**What you will do**
Set down each line of the material that follows, exactly, with no pictures.

─── Source excerpt

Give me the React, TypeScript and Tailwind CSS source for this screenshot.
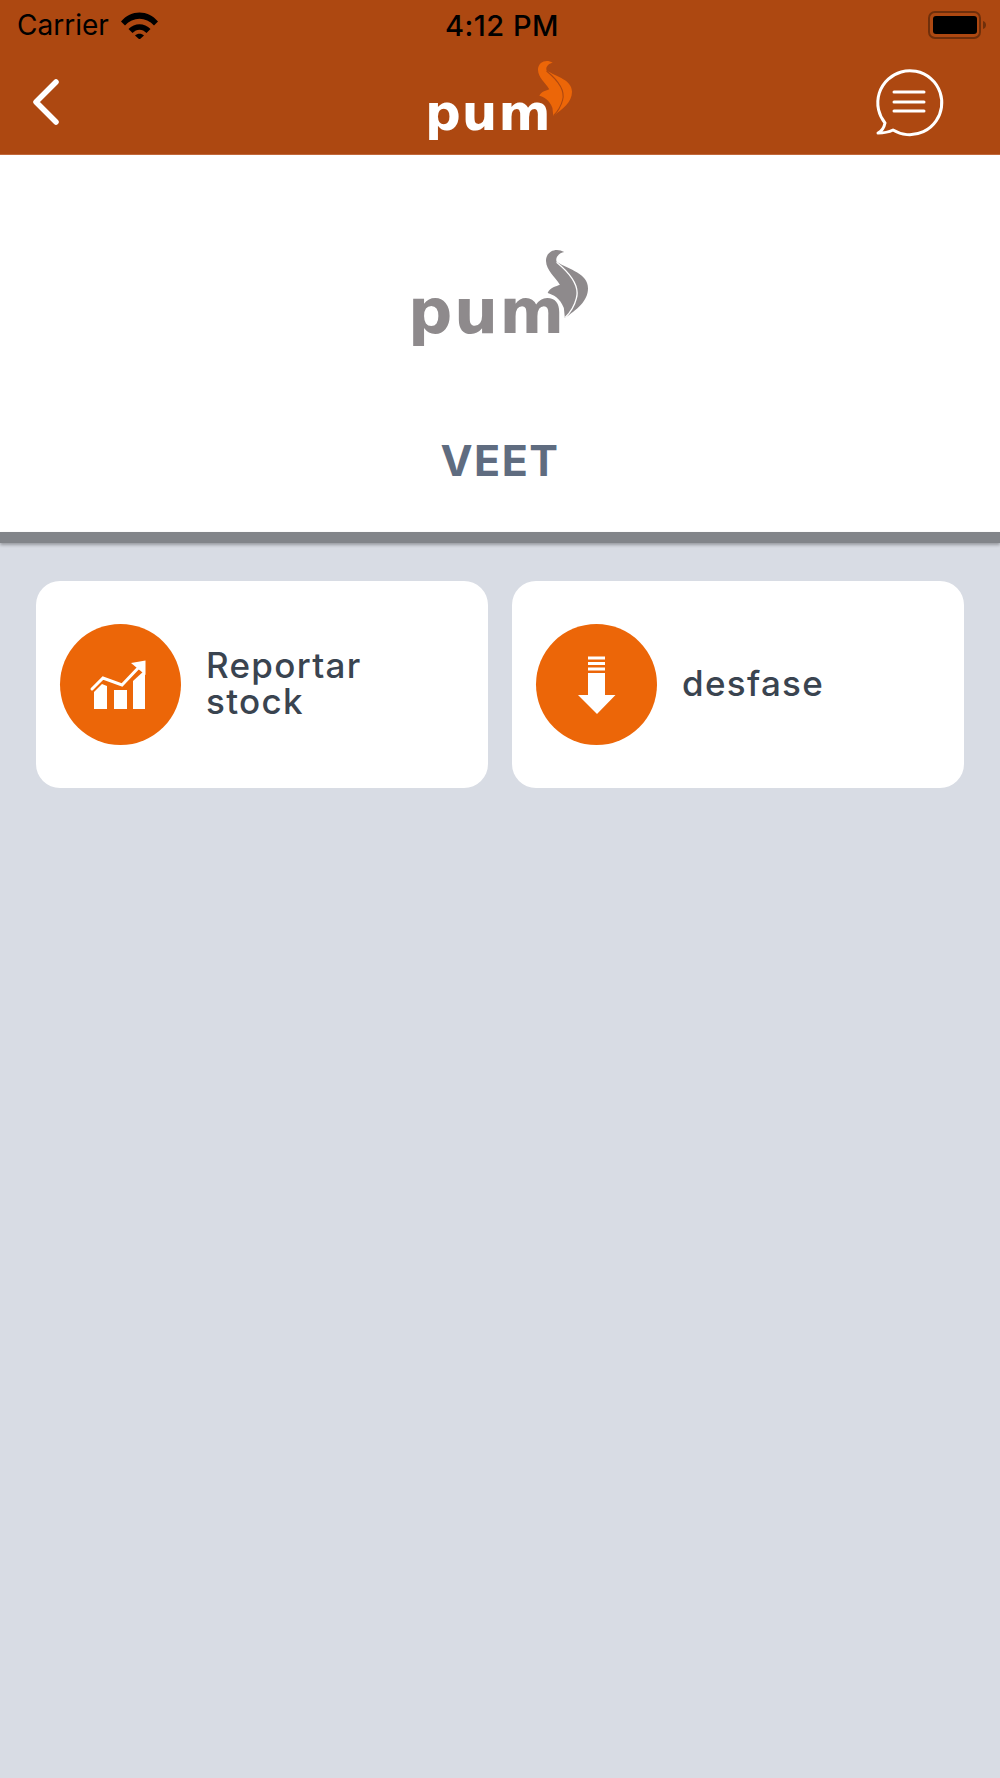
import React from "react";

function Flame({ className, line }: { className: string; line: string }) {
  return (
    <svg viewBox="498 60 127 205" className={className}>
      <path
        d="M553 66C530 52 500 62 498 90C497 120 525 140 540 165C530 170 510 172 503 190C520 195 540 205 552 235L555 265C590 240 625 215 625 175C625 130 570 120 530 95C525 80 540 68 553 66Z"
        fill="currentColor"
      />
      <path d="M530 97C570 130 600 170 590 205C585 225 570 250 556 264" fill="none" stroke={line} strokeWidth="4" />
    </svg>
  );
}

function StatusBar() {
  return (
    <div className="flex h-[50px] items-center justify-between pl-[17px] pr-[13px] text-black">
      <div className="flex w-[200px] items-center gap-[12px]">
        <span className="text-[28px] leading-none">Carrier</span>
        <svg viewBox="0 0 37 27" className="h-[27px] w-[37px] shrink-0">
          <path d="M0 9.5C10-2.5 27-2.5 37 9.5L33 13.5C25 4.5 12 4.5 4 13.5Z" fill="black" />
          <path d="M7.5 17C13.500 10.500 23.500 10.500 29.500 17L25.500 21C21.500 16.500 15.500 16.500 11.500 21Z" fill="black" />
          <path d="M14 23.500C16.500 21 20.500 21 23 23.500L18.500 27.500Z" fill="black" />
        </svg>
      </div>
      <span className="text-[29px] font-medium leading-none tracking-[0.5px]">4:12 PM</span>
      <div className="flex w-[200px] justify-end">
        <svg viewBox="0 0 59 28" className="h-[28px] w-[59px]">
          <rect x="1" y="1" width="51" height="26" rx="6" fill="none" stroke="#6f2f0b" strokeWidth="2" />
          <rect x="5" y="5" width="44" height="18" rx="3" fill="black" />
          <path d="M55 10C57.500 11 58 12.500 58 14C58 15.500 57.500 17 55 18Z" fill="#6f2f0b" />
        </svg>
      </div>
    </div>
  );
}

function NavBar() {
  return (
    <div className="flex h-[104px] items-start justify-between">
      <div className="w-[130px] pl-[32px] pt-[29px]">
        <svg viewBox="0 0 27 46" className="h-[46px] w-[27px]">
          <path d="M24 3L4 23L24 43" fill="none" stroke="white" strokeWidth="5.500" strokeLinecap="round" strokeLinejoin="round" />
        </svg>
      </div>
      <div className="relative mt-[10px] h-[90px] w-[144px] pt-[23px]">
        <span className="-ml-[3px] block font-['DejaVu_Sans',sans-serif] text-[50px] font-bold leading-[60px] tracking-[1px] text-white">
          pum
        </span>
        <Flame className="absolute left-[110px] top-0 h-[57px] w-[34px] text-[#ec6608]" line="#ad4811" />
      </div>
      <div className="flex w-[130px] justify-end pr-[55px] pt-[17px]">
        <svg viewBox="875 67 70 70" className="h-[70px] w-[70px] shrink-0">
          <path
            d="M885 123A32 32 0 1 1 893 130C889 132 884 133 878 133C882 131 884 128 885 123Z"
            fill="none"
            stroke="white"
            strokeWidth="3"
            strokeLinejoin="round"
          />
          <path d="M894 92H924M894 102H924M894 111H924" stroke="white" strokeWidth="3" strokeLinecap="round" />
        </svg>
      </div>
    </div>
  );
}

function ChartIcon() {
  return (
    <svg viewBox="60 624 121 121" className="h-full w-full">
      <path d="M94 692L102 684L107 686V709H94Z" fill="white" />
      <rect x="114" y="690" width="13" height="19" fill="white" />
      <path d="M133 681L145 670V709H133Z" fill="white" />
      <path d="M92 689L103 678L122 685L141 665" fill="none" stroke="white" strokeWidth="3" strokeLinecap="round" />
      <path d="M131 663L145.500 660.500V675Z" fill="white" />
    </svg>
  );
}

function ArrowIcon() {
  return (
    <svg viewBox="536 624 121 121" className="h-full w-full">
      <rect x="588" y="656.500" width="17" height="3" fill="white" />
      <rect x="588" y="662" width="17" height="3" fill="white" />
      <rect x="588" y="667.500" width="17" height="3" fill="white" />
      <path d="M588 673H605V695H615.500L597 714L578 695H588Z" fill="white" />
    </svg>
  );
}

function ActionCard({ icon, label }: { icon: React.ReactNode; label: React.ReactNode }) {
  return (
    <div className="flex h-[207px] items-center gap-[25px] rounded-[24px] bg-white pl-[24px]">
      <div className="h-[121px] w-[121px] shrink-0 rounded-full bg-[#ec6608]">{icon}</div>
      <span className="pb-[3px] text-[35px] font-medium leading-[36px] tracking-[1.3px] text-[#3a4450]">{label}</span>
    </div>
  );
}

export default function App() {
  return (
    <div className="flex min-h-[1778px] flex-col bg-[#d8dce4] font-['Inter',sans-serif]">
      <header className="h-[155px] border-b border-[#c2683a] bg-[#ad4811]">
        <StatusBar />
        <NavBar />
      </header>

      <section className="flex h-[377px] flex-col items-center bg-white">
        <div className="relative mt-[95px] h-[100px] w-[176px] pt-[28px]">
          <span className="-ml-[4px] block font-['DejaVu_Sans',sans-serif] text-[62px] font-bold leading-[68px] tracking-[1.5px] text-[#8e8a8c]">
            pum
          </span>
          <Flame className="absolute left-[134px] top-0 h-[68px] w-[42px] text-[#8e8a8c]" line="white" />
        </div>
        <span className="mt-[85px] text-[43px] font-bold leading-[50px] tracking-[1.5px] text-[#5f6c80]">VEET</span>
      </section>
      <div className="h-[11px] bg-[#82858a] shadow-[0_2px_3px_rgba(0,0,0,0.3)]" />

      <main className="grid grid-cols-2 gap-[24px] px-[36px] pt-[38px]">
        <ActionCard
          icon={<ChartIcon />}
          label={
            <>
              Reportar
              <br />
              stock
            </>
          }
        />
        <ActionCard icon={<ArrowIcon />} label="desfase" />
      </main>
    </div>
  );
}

──────

**Written solution**
Give me the React, TypeScript and Tailwind CSS source for this screenshot.
import React from "react";

function Flame({ className, line }: { className: string; line: string }) {
  return (
    <svg viewBox="498 60 127 205" className={className}>
      <path
        d="M553 66C530 52 500 62 498 90C497 120 525 140 540 165C530 170 510 172 503 190C520 195 540 205 552 235L555 265C590 240 625 215 625 175C625 130 570 120 530 95C525 80 540 68 553 66Z"
        fill="currentColor"
      />
      <path d="M530 97C570 130 600 170 590 205C585 225 570 250 556 264" fill="none" stroke={line} strokeWidth="4" />
    </svg>
  );
}

function StatusBar() {
  return (
    <div className="flex h-[50px] items-center justify-between pl-[17px] pr-[13px] text-black">
      <div className="flex w-[200px] items-center gap-[12px]">
        <span className="text-[28px] leading-none">Carrier</span>
        <svg viewBox="0 0 37 27" className="h-[27px] w-[37px] shrink-0">
          <path d="M0 9.5C10-2.5 27-2.5 37 9.5L33 13.5C25 4.5 12 4.5 4 13.5Z" fill="black" />
          <path d="M7.5 17C13.500 10.500 23.500 10.500 29.500 17L25.500 21C21.500 16.500 15.500 16.500 11.500 21Z" fill="black" />
          <path d="M14 23.500C16.500 21 20.500 21 23 23.500L18.500 27.500Z" fill="black" />
        </svg>
      </div>
      <span className="text-[29px] font-medium leading-none tracking-[0.5px]">4:12 PM</span>
      <div className="flex w-[200px] justify-end">
        <svg viewBox="0 0 59 28" className="h-[28px] w-[59px]">
          <rect x="1" y="1" width="51" height="26" rx="6" fill="none" stroke="#6f2f0b" strokeWidth="2" />
          <rect x="5" y="5" width="44" height="18" rx="3" fill="black" />
          <path d="M55 10C57.500 11 58 12.500 58 14C58 15.500 57.500 17 55 18Z" fill="#6f2f0b" />
        </svg>
      </div>
    </div>
  );
}

function NavBar() {
  return (
    <div className="flex h-[104px] items-start justify-between">
      <div className="w-[130px] pl-[32px] pt-[29px]">
        <svg viewBox="0 0 27 46" className="h-[46px] w-[27px]">
          <path d="M24 3L4 23L24 43" fill="none" stroke="white" strokeWidth="5.500" strokeLinecap="round" strokeLinejoin="round" />
        </svg>
      </div>
      <div className="relative mt-[10px] h-[90px] w-[144px] pt-[23px]">
        <span className="-ml-[3px] block font-['DejaVu_Sans',sans-serif] text-[50px] font-bold leading-[60px] tracking-[1px] text-white">
          pum
        </span>
        <Flame className="absolute left-[110px] top-0 h-[57px] w-[34px] text-[#ec6608]" line="#ad4811" />
      </div>
      <div className="flex w-[130px] justify-end pr-[55px] pt-[17px]">
        <svg viewBox="875 67 70 70" className="h-[70px] w-[70px] shrink-0">
          <path
            d="M885 123A32 32 0 1 1 893 130C889 132 884 133 878 133C882 131 884 128 885 123Z"
            fill="none"
            stroke="white"
            strokeWidth="3"
            strokeLinejoin="round"
          />
          <path d="M894 92H924M894 102H924M894 111H924" stroke="white" strokeWidth="3" strokeLinecap="round" />
        </svg>
      </div>
    </div>
  );
}

function ChartIcon() {
  return (
    <svg viewBox="60 624 121 121" className="h-full w-full">
      <path d="M94 692L102 684L107 686V709H94Z" fill="white" />
      <rect x="114" y="690" width="13" height="19" fill="white" />
      <path d="M133 681L145 670V709H133Z" fill="white" />
      <path d="M92 689L103 678L122 685L141 665" fill="none" stroke="white" strokeWidth="3" strokeLinecap="round" />
      <path d="M131 663L145.500 660.500V675Z" fill="white" />
    </svg>
  );
}

function ArrowIcon() {
  return (
    <svg viewBox="536 624 121 121" className="h-full w-full">
      <rect x="588" y="656.500" width="17" height="3" fill="white" />
      <rect x="588" y="662" width="17" height="3" fill="white" />
      <rect x="588" y="667.500" width="17" height="3" fill="white" />
      <path d="M588 673H605V695H615.500L597 714L578 695H588Z" fill="white" />
    </svg>
  );
}

function ActionCard({ icon, label }: { icon: React.ReactNode; label: React.ReactNode }) {
  return (
    <div className="flex h-[207px] items-center gap-[25px] rounded-[24px] bg-white pl-[24px]">
      <div className="h-[121px] w-[121px] shrink-0 rounded-full bg-[#ec6608]">{icon}</div>
      <span className="pb-[3px] text-[35px] font-medium leading-[36px] tracking-[1.3px] text-[#3a4450]">{label}</span>
    </div>
  );
}

export default function App() {
  return (
    <div className="flex min-h-[1778px] flex-col bg-[#d8dce4] font-['Inter',sans-serif]">
      <header className="h-[155px] border-b border-[#c2683a] bg-[#ad4811]">
        <StatusBar />
        <NavBar />
      </header>

      <section className="flex h-[377px] flex-col items-center bg-white">
        <div className="relative mt-[95px] h-[100px] w-[176px] pt-[28px]">
          <span className="-ml-[4px] block font-['DejaVu_Sans',sans-serif] text-[62px] font-bold leading-[68px] tracking-[1.5px] text-[#8e8a8c]">
            pum
          </span>
          <Flame className="absolute left-[134px] top-0 h-[68px] w-[42px] text-[#8e8a8c]" line="white" />
        </div>
        <span className="mt-[85px] text-[43px] font-bold leading-[50px] tracking-[1.5px] text-[#5f6c80]">VEET</span>
      </section>
      <div className="h-[11px] bg-[#82858a] shadow-[0_2px_3px_rgba(0,0,0,0.3)]" />

      <main className="grid grid-cols-2 gap-[24px] px-[36px] pt-[38px]">
        <ActionCard
          icon={<ChartIcon />}
          label={
            <>
              Reportar
              <br />
              stock
            </>
          }
        />
        <ActionCard icon={<ArrowIcon />} label="desfase" />
      </main>
    </div>
  );
}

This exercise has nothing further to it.